_Given information_
** START **
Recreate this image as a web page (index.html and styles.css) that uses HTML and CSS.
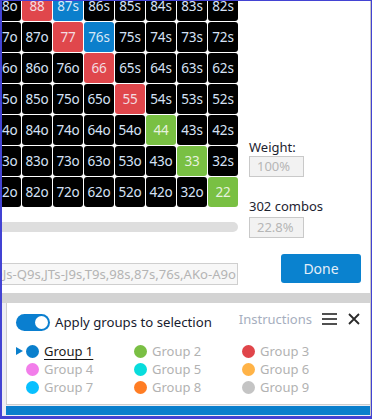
FILE: index.html
```html
<!DOCTYPE html>
<html>
<head>
<meta charset="utf-8">
<link rel="stylesheet" href="styles.css">
</head>
<body>
<div class="window">
  <div class="frame">
    <div class="top">
      <div class="left">
        <div class="grid-view">
          <div class="grid">
            <div class="cell">98o</div><div class="cell red">88</div><div class="cell blue">87s</div><div class="cell">86s</div><div class="cell">85s</div><div class="cell">84s</div><div class="cell">83s</div><div class="cell">82s</div>
            <div class="cell">97o</div><div class="cell">87o</div><div class="cell red">77</div><div class="cell blue">76s</div><div class="cell">75s</div><div class="cell">74s</div><div class="cell">73s</div><div class="cell">72s</div>
            <div class="cell">96o</div><div class="cell">86o</div><div class="cell">76o</div><div class="cell red">66</div><div class="cell">65s</div><div class="cell">64s</div><div class="cell">63s</div><div class="cell">62s</div>
            <div class="cell">95o</div><div class="cell">85o</div><div class="cell">75o</div><div class="cell">65o</div><div class="cell red">55</div><div class="cell">54s</div><div class="cell">53s</div><div class="cell">52s</div>
            <div class="cell">94o</div><div class="cell">84o</div><div class="cell">74o</div><div class="cell">64o</div><div class="cell">54o</div><div class="cell green">44</div><div class="cell">43s</div><div class="cell">42s</div>
            <div class="cell">93o</div><div class="cell">83o</div><div class="cell">73o</div><div class="cell">63o</div><div class="cell">53o</div><div class="cell">43o</div><div class="cell green">33</div><div class="cell">32s</div>
            <div class="cell">92o</div><div class="cell">82o</div><div class="cell">72o</div><div class="cell">62o</div><div class="cell">52o</div><div class="cell">42o</div><div class="cell">32o</div><div class="cell green">22</div>
          </div>
        </div>
        <div class="scroll-track"></div>
        <div class="range-input"><span>AA-22,AKs-A9s,KQs-K9s,QJs-Q9s,JTs-J9s,T9s,98s,87s,76s,AKo-A9o</span></div>
      </div>
      <div class="right">
        <div class="label">Weight:</div>
        <div class="box">100%</div>
        <div class="label combos">302 combos</div>
        <div class="box">22.8%</div>
        <button class="done">Done</button>
      </div>
    </div>
    <div class="divider"></div>
    <div class="bottom">
      <div class="panel">
        <div class="panel-head">
          <div class="apply">
            <span class="toggle"><span class="knob"></span></span>
            <span class="apply-text">Apply groups to selection</span>
          </div>
          <div class="tools">
            <span class="instructions">Instructions</span>
            <svg class="menu-icon" width="15" height="14" viewBox="0 0 15 14"><rect x="0" y="1" width="15" height="2" fill="#505050"/><rect x="0" y="6" width="15" height="2" fill="#505050"/><rect x="0" y="11" width="15" height="2" fill="#505050"/></svg>
            <svg class="close-icon" width="12" height="12" viewBox="0 0 12 12"><path d="M1 1 L11 11 M11 1 L1 11" stroke="#2a2a2a" stroke-width="1.8" fill="none"/></svg>
          </div>
        </div>
        <div class="groups">
          <div class="group active"><span class="marker"></span><span class="dot" style="background:#0a7fcc"></span><span class="gname">Group 1</span></div>
          <div class="group"><span class="marker"></span><span class="dot" style="background:#7abf44"></span><span class="gname">Group 2</span></div>
          <div class="group"><span class="marker"></span><span class="dot" style="background:#e0454a"></span><span class="gname">Group 3</span></div>
          <div class="group"><span class="marker"></span><span class="dot" style="background:#f27eea"></span><span class="gname">Group 4</span></div>
          <div class="group"><span class="marker"></span><span class="dot" style="background:#08dcdc"></span><span class="gname">Group 5</span></div>
          <div class="group"><span class="marker"></span><span class="dot" style="background:#ffb347"></span><span class="gname">Group 6</span></div>
          <div class="group"><span class="marker"></span><span class="dot" style="background:#08c0ff"></span><span class="gname">Group 7</span></div>
          <div class="group"><span class="marker"></span><span class="dot" style="background:#ff7d24"></span><span class="gname">Group 8</span></div>
          <div class="group"><span class="marker"></span><span class="dot" style="background:#c4c4c4"></span><span class="gname">Group 9</span></div>
        </div>
      </div>
      <div class="bluebar"></div>
    </div>
  </div>
</div>
</body>
</html>
```

FILE: styles.css
```css
* { box-sizing: border-box; }
html, body { margin: 0; padding: 0; background: #fff; }
body { font-family: "Noto Sans", "Open Sans", sans-serif; }

.window {
  width: 372px;
  height: 419px;
  border-style: solid;
  border-color: #4343d3;
  border-width: 1px 1px 3px 2px;
  overflow: hidden;
}
.frame {
  height: 100%;
  border-right: 1px solid #c6c6c6;
  display: flex;
  flex-direction: column;
}

.top {
  height: 292px;
  display: flex;
}
.left {
  width: 236px;
  display: flex;
  flex-direction: column;
}
.grid-view {
  height: 206px;
  overflow: hidden;
}
.grid {
  margin: -10px 0 0 -11px;
  display: grid;
  grid-template-columns: repeat(8, 30px);
  grid-auto-rows: 30px;
  gap: 1px;
}
.cell {
  background: #000;
  border-radius: 3px;
  color: #d6e2f6;
  font-size: 13.5px;
  display: flex;
  align-items: center;
  justify-content: center;
  letter-spacing: -0.2px;
}
.cell.red { background: #e0474c; color: #f4dde0; }
.cell.blue { background: #0b7fcc; color: #d8e8f6; }
.cell.green { background: #79c043; color: #e6f2de; }

.scroll-track {
  margin-top: 15px;
  height: 10px;
  background: #dedede;
  border-radius: 0 5px 5px 0;
}
.range-input {
  margin-top: 31px;
  height: 22px;
  border: 1px solid #cfcfcf;
  border-left: none;
  background: #f7f7f7;
  display: flex;
  justify-content: flex-end;
  align-items: center;
  overflow: hidden;
  white-space: nowrap;
  padding-right: 1px;
  color: #b4b4b4;
  font-size: 13.1px;
}

.right {
  flex: 1;
  display: flex;
  flex-direction: column;
  align-items: flex-start;
  padding: 138px 9px 0 11px;
}
.label {
  font-size: 13px;
  line-height: 17px;
  height: 17px;
  color: #1d2330;
}
.label.combos { margin-top: 21px; }
.box {
  width: 55px;
  height: 21px;
  border: 1px solid #c9c9c9;
  background: #f2f2f2;
  color: #b6b6b6;
  font-size: 13px;
  line-height: 19px;
  padding-left: 7px;
}
.label.combos + .box { margin-top: 2px; }
.done {
  margin-top: 16px;
  align-self: flex-end;
  width: 80px;
  height: 29px;
  border: none;
  border-radius: 3px;
  background: #0a82cf;
  color: #e4eef8;
  font-family: "Noto Sans", "Open Sans", sans-serif;
  font-size: 14px;
  padding: 0;
}

.divider {
  height: 10px;
  background: #d3d3d3;
}
.bottom {
  flex: 1;
  background: #ededf3;
  display: flex;
  flex-direction: column;
}
.panel {
  margin-left: 4px;
  height: 102px;
  background: #fff;
  border-left: 1px solid #cdcdcd;
  border-bottom: 1px solid #cdcdcd;
  padding: 8px 10px 0 9px;
}
.panel-head {
  display: flex;
  justify-content: space-between;
  align-items: flex-start;
}
.apply {
  display: flex;
  align-items: center;
  margin-top: 3px;
  gap: 5px;
}
.toggle {
  width: 34px;
  height: 17px;
  border-radius: 9px;
  background: #0a7fd0;
  display: flex;
  align-items: center;
  justify-content: flex-end;
  padding-right: 2px;
}
.knob {
  width: 13px;
  height: 13px;
  border-radius: 50%;
  background: #fff;
}
.apply-text {
  font-size: 13.2px;
  color: #18202e;
  line-height: 17px;
}
.tools {
  display: flex;
  align-items: center;
  height: 18px;
  margin-top: -1px;
}
.instructions {
  font-size: 13px;
  color: #a6aebe;
  line-height: 18px;
}
.menu-icon { margin-left: 10px; }
.close-icon { margin-left: 11px; }

.groups {
  margin-top: 11px;
  display: grid;
  grid-template-columns: 108px 108px 108px;
  grid-auto-rows: 18px;
}
.group {
  display: flex;
  align-items: center;
}
.marker {
  width: 10px;
  height: 9px;
  flex: none;
}
.group.active .marker {
  width: 0;
  height: 0;
  border-top: 4.5px solid transparent;
  border-bottom: 4.5px solid transparent;
  border-left: 7px solid #0a7fcc;
  margin-right: 3px;
}
.dot {
  width: 13px;
  height: 13px;
  border-radius: 50%;
  flex: none;
}
.gname {
  margin-left: 5px;
  font-size: 13px;
  color: #b2b2b2;
  line-height: 18px;
}
.group.active .gname {
  color: #1a1a1a;
  text-decoration: underline;
  text-underline-offset: 3px;
}
.bluebar {
  margin: 1px 0 0 4px;
  height: 9px;
  background: #0a7fcc;
}
```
** END **
_Stated task_
Find the count of lines in the data above where the string "index" occurs. Provide that number alone.

_The solution_
2